To be done —
Exclude images, then output the remaining data verbatim.
Start Raw data
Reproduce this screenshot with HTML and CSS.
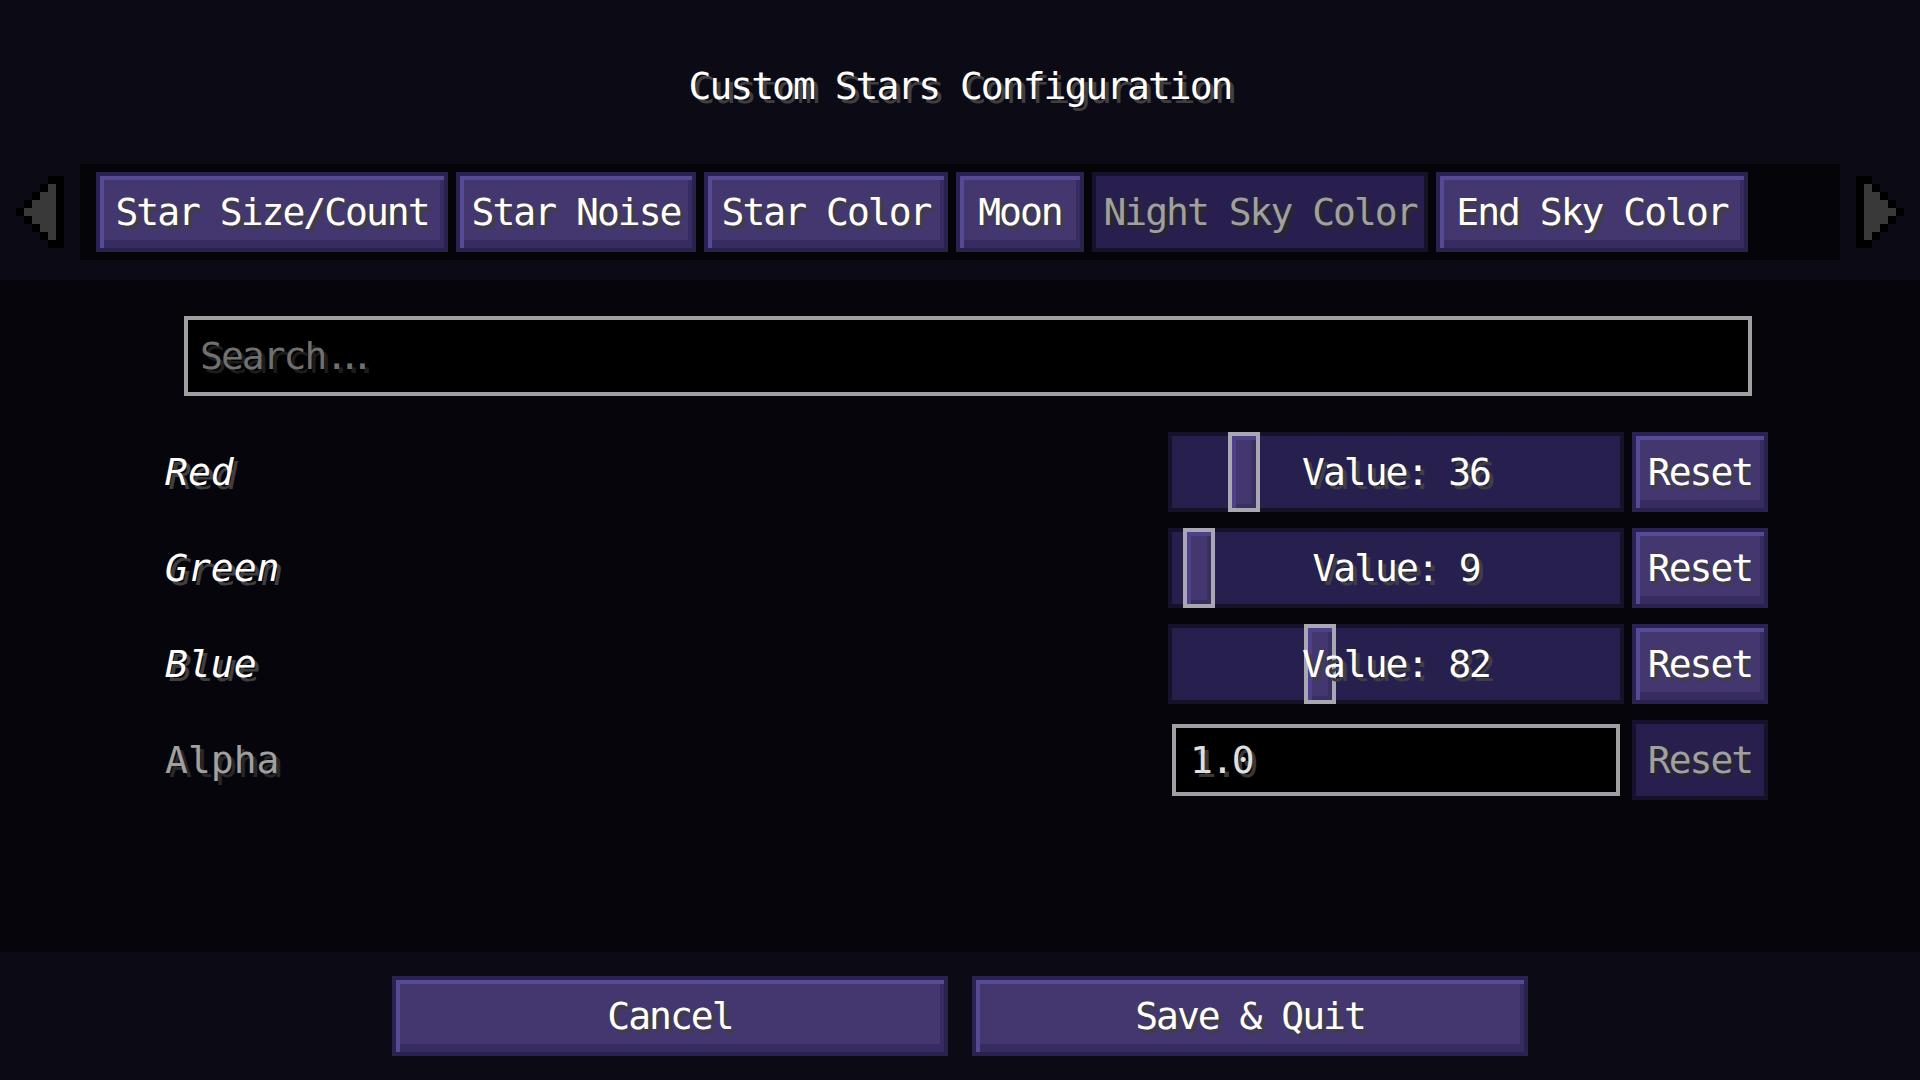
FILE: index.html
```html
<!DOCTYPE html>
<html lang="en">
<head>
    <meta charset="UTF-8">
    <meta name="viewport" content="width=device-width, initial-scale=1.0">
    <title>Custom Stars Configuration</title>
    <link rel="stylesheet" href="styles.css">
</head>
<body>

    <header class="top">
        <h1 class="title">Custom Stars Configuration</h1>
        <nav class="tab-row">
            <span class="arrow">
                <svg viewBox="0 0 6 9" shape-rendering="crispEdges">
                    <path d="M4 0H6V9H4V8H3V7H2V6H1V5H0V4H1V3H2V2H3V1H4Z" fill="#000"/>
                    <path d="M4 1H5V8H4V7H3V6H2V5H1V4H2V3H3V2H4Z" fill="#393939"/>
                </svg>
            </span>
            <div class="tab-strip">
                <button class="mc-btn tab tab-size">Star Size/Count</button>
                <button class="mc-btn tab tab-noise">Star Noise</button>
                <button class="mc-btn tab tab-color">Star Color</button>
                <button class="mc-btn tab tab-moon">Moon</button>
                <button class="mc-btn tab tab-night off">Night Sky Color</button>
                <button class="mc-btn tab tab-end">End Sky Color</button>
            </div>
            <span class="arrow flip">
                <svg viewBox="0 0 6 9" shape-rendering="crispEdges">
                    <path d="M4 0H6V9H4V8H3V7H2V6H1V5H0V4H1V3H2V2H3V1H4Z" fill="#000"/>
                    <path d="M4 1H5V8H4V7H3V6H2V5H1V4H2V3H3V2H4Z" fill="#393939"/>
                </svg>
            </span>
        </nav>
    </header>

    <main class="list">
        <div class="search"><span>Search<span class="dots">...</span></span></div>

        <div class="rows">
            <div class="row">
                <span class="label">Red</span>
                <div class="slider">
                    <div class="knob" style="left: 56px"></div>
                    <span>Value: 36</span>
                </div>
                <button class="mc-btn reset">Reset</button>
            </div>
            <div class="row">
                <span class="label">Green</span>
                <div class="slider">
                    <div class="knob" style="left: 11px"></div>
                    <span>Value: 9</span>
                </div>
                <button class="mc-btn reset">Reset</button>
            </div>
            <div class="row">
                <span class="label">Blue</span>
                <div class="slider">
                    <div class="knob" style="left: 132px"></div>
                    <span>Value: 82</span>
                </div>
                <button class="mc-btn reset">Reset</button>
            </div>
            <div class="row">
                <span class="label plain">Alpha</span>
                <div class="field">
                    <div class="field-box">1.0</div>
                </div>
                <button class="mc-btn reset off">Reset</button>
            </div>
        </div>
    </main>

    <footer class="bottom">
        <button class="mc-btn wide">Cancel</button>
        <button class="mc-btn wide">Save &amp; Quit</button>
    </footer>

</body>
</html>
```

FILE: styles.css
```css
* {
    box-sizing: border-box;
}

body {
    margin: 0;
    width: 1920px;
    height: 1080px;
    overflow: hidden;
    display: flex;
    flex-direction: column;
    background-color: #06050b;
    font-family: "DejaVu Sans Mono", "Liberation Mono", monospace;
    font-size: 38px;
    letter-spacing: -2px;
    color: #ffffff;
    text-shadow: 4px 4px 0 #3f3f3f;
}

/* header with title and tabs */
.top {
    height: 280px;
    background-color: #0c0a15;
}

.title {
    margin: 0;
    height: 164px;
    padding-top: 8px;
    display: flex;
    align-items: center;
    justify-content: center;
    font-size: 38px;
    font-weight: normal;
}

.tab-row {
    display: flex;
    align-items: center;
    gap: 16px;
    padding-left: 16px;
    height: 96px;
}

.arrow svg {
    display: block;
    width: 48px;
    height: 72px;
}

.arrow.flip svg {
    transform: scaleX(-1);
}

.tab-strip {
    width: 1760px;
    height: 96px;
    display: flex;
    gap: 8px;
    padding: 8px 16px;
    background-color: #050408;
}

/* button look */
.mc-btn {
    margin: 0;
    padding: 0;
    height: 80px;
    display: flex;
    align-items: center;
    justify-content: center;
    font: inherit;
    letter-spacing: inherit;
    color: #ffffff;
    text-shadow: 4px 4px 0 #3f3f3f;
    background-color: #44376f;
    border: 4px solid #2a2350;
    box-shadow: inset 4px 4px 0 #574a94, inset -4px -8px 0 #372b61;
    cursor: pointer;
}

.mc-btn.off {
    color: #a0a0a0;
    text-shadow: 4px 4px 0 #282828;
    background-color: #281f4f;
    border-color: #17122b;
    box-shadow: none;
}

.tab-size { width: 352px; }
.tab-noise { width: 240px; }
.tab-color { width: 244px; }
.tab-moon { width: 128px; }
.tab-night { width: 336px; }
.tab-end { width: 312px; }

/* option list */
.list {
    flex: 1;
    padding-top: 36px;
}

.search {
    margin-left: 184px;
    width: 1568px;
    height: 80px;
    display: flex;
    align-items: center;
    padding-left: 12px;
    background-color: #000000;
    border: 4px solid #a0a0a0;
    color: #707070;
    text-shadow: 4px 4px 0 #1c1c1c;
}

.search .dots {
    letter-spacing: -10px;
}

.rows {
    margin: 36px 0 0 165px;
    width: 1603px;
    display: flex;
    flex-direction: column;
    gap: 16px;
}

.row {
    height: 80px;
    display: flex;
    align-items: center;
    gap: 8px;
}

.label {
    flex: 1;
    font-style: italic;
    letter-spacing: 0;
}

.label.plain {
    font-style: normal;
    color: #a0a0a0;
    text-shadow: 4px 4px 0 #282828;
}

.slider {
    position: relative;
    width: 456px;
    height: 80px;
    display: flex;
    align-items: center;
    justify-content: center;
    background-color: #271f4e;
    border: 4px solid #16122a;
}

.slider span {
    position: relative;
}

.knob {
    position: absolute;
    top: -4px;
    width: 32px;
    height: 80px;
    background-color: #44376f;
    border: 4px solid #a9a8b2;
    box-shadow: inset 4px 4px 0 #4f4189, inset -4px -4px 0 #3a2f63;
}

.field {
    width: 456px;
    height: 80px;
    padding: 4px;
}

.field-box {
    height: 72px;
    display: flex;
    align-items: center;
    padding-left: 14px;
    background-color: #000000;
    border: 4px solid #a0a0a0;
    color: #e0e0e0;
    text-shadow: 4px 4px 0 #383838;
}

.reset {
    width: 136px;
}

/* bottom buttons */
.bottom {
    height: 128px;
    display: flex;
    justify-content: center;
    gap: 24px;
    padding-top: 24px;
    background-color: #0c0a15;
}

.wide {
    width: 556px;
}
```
End Raw data
Task answer —
Reproduce this screenshot with HTML and CSS.
FILE: index.html
```html
<!DOCTYPE html>
<html lang="en">
<head>
    <meta charset="UTF-8">
    <meta name="viewport" content="width=device-width, initial-scale=1.0">
    <title>Custom Stars Configuration</title>
    <link rel="stylesheet" href="styles.css">
</head>
<body>

    <header class="top">
        <h1 class="title">Custom Stars Configuration</h1>
        <nav class="tab-row">
            <span class="arrow">
                <svg viewBox="0 0 6 9" shape-rendering="crispEdges">
                    <path d="M4 0H6V9H4V8H3V7H2V6H1V5H0V4H1V3H2V2H3V1H4Z" fill="#000"/>
                    <path d="M4 1H5V8H4V7H3V6H2V5H1V4H2V3H3V2H4Z" fill="#393939"/>
                </svg>
            </span>
            <div class="tab-strip">
                <button class="mc-btn tab tab-size">Star Size/Count</button>
                <button class="mc-btn tab tab-noise">Star Noise</button>
                <button class="mc-btn tab tab-color">Star Color</button>
                <button class="mc-btn tab tab-moon">Moon</button>
                <button class="mc-btn tab tab-night off">Night Sky Color</button>
                <button class="mc-btn tab tab-end">End Sky Color</button>
            </div>
            <span class="arrow flip">
                <svg viewBox="0 0 6 9" shape-rendering="crispEdges">
                    <path d="M4 0H6V9H4V8H3V7H2V6H1V5H0V4H1V3H2V2H3V1H4Z" fill="#000"/>
                    <path d="M4 1H5V8H4V7H3V6H2V5H1V4H2V3H3V2H4Z" fill="#393939"/>
                </svg>
            </span>
        </nav>
    </header>

    <main class="list">
        <div class="search"><span>Search<span class="dots">...</span></span></div>

        <div class="rows">
            <div class="row">
                <span class="label">Red</span>
                <div class="slider">
                    <div class="knob" style="left: 56px"></div>
                    <span>Value: 36</span>
                </div>
                <button class="mc-btn reset">Reset</button>
            </div>
            <div class="row">
                <span class="label">Green</span>
                <div class="slider">
                    <div class="knob" style="left: 11px"></div>
                    <span>Value: 9</span>
                </div>
                <button class="mc-btn reset">Reset</button>
            </div>
            <div class="row">
                <span class="label">Blue</span>
                <div class="slider">
                    <div class="knob" style="left: 132px"></div>
                    <span>Value: 82</span>
                </div>
                <button class="mc-btn reset">Reset</button>
            </div>
            <div class="row">
                <span class="label plain">Alpha</span>
                <div class="field">
                    <div class="field-box">1.0</div>
                </div>
                <button class="mc-btn reset off">Reset</button>
            </div>
        </div>
    </main>

    <footer class="bottom">
        <button class="mc-btn wide">Cancel</button>
        <button class="mc-btn wide">Save &amp; Quit</button>
    </footer>

</body>
</html>
```

FILE: styles.css
```css
* {
    box-sizing: border-box;
}

body {
    margin: 0;
    width: 1920px;
    height: 1080px;
    overflow: hidden;
    display: flex;
    flex-direction: column;
    background-color: #06050b;
    font-family: "DejaVu Sans Mono", "Liberation Mono", monospace;
    font-size: 38px;
    letter-spacing: -2px;
    color: #ffffff;
    text-shadow: 4px 4px 0 #3f3f3f;
}

/* header with title and tabs */
.top {
    height: 280px;
    background-color: #0c0a15;
}

.title {
    margin: 0;
    height: 164px;
    padding-top: 8px;
    display: flex;
    align-items: center;
    justify-content: center;
    font-size: 38px;
    font-weight: normal;
}

.tab-row {
    display: flex;
    align-items: center;
    gap: 16px;
    padding-left: 16px;
    height: 96px;
}

.arrow svg {
    display: block;
    width: 48px;
    height: 72px;
}

.arrow.flip svg {
    transform: scaleX(-1);
}

.tab-strip {
    width: 1760px;
    height: 96px;
    display: flex;
    gap: 8px;
    padding: 8px 16px;
    background-color: #050408;
}

/* button look */
.mc-btn {
    margin: 0;
    padding: 0;
    height: 80px;
    display: flex;
    align-items: center;
    justify-content: center;
    font: inherit;
    letter-spacing: inherit;
    color: #ffffff;
    text-shadow: 4px 4px 0 #3f3f3f;
    background-color: #44376f;
    border: 4px solid #2a2350;
    box-shadow: inset 4px 4px 0 #574a94, inset -4px -8px 0 #372b61;
    cursor: pointer;
}

.mc-btn.off {
    color: #a0a0a0;
    text-shadow: 4px 4px 0 #282828;
    background-color: #281f4f;
    border-color: #17122b;
    box-shadow: none;
}

.tab-size { width: 352px; }
.tab-noise { width: 240px; }
.tab-color { width: 244px; }
.tab-moon { width: 128px; }
.tab-night { width: 336px; }
.tab-end { width: 312px; }

/* option list */
.list {
    flex: 1;
    padding-top: 36px;
}

.search {
    margin-left: 184px;
    width: 1568px;
    height: 80px;
    display: flex;
    align-items: center;
    padding-left: 12px;
    background-color: #000000;
    border: 4px solid #a0a0a0;
    color: #707070;
    text-shadow: 4px 4px 0 #1c1c1c;
}

.search .dots {
    letter-spacing: -10px;
}

.rows {
    margin: 36px 0 0 165px;
    width: 1603px;
    display: flex;
    flex-direction: column;
    gap: 16px;
}

.row {
    height: 80px;
    display: flex;
    align-items: center;
    gap: 8px;
}

.label {
    flex: 1;
    font-style: italic;
    letter-spacing: 0;
}

.label.plain {
    font-style: normal;
    color: #a0a0a0;
    text-shadow: 4px 4px 0 #282828;
}

.slider {
    position: relative;
    width: 456px;
    height: 80px;
    display: flex;
    align-items: center;
    justify-content: center;
    background-color: #271f4e;
    border: 4px solid #16122a;
}

.slider span {
    position: relative;
}

.knob {
    position: absolute;
    top: -4px;
    width: 32px;
    height: 80px;
    background-color: #44376f;
    border: 4px solid #a9a8b2;
    box-shadow: inset 4px 4px 0 #4f4189, inset -4px -4px 0 #3a2f63;
}

.field {
    width: 456px;
    height: 80px;
    padding: 4px;
}

.field-box {
    height: 72px;
    display: flex;
    align-items: center;
    padding-left: 14px;
    background-color: #000000;
    border: 4px solid #a0a0a0;
    color: #e0e0e0;
    text-shadow: 4px 4px 0 #383838;
}

.reset {
    width: 136px;
}

/* bottom buttons */
.bottom {
    height: 128px;
    display: flex;
    justify-content: center;
    gap: 24px;
    padding-top: 24px;
    background-color: #0c0a15;
}

.wide {
    width: 556px;
}
```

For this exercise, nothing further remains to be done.